Today is Mother’s Day. Seeing countless articles of gratitude and reminiscence filling my feed, I thought I’d take a different angle and talk about this woman who has meant the most to my life.

Let me share the invaluable life lessons she taught me as I was growing up — wisdom that has benefited me ever since, and that I firmly believe remains just as relevant and timeless today as it ever was.

The First Lesson: Always Stay Optimistic

By now I’ve written quite a few articles here, and I’ve shared enough about my background for a reasonable picture to emerge. To put it simply: I was fortunate to be born into a fairly prosperous family, which gave me a broad perspective and rich experiences from an early age. But like everything in this world, what rises must also fall — the more affluent a family, the more it tends to go through. I’ve lost count of how many times my mother stepped forward to become the pillar of the household, the one who made the calls when things got difficult. But one thing left the deepest impression on me: no matter how fierce the winds or how high the waves, my mother’s face never — not for a single half-second — showed any trace of panic.

Years later, I asked her what was going through her mind during those hardships. Here is what she told me:

“Son, there is always a way out. No matter how great the trial, there will come a day when it passes, and there is always a way to handle it. Ask yourself clearly: does panicking, losing your head, or crying your eyes out help? No. Then don’t waste time on it. Set everything else aside, calm your mind, and think about how to deal with it. You will find a way. Even if the answer doesn’t come immediately, you’ll inch closer to it through the searching. And once you’ve hit rock bottom, every step you take from there is a step back up — so never let trouble throw you into a panic. Keep a steady heart. Life is just a long series of problems that fate puts in front of you, one after another.”

These words became the secret that carried me through the long stretches of adversity in my life — and eventually led me to where I am today, and to you. I offer them to you now.

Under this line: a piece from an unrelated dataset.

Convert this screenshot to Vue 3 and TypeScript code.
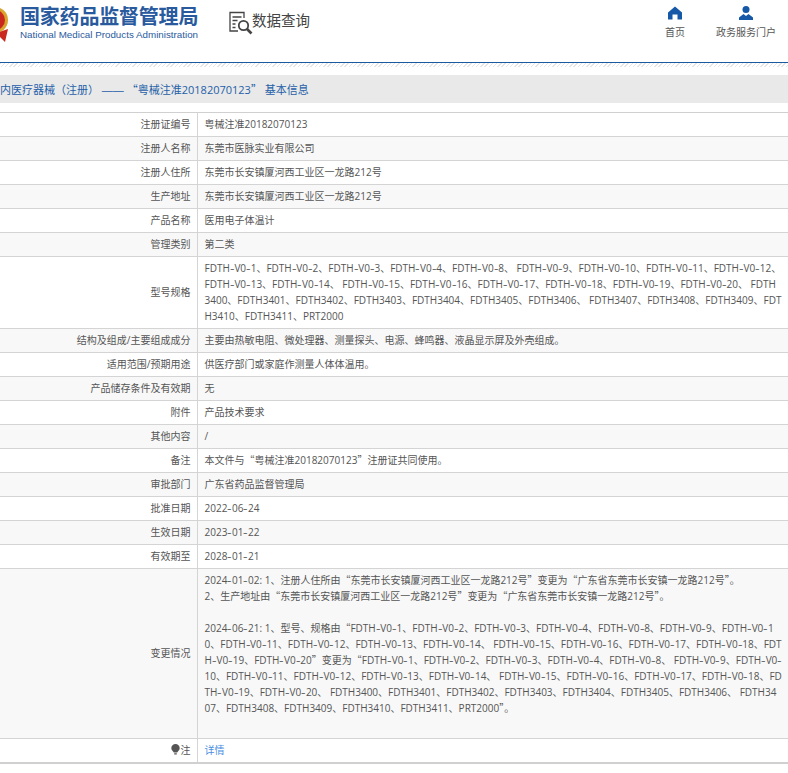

The Second Lesson: Know How to Conduct Yourself

No matter how well my parents’ business did at its peak, they were fundamentally a husband-and-wife operation. My father handled execution and on-the-ground work; my mother managed day-to-day affairs and filled in the gaps. Though the family fortunes have been worn down somewhat by time, the foundation still holds — we’re comfortable enough. And much of that is owed to the support of friends along the way, which is largely my mother’s doing.

In how she carried herself, she followed a few core principles: first, be forgiving when you can; second, be willing to help others in their darkest moments; third, build goodwill broadly.

Be forgiving when you can — whenever a conflict arose, even when the other party was clearly in the wrong, she would go out of her way to smooth things over. As the saying goes, a smiling face is hard to strike. Even the sharpest disagreements can dissolve under a gentle, gracious approach.

Help in times of need — whenever someone was in trouble, she never looked away. A small sum here, a bit of support there — nothing was too much trouble. She would also draw on her own connections to help others find a path out of their crisis.

Build goodwill broadly — simply put, if something could make two or three people wealthy together, she would never try to keep it all for herself. Of course, she would assess a person’s character before going into partnership — but the aim was always for everyone to prosper together over the long run.

A great leader once said: keep your enemies few, and your friends many. My mother truly lived this — far more naturally than my father. Not because he lacked intelligence, but because the work of building connections and goodwill often comes more naturally to women.

The lesson I took from all this: don’t avoid trouble when it comes, but don’t go looking for it either. Handle conflict with as much warmth and goodwill as possible, and look for ways to benefit the people around you. When those around you share your interests and want to see you succeed — how often, then, will anyone try to kick you while you’re down?

The Third Lesson: Respect the Timing of Fortune

“Life is like simmering broth — moment to moment it looks the same, but the difference between one hour and the next is everything.”

This is perhaps the truest reflection of my mother’s life philosophy, and the heart of the values I was raised with. It shaped my disposition: unhurried in all things, unafraid of waiting, never anxious about winning or losing in the short term.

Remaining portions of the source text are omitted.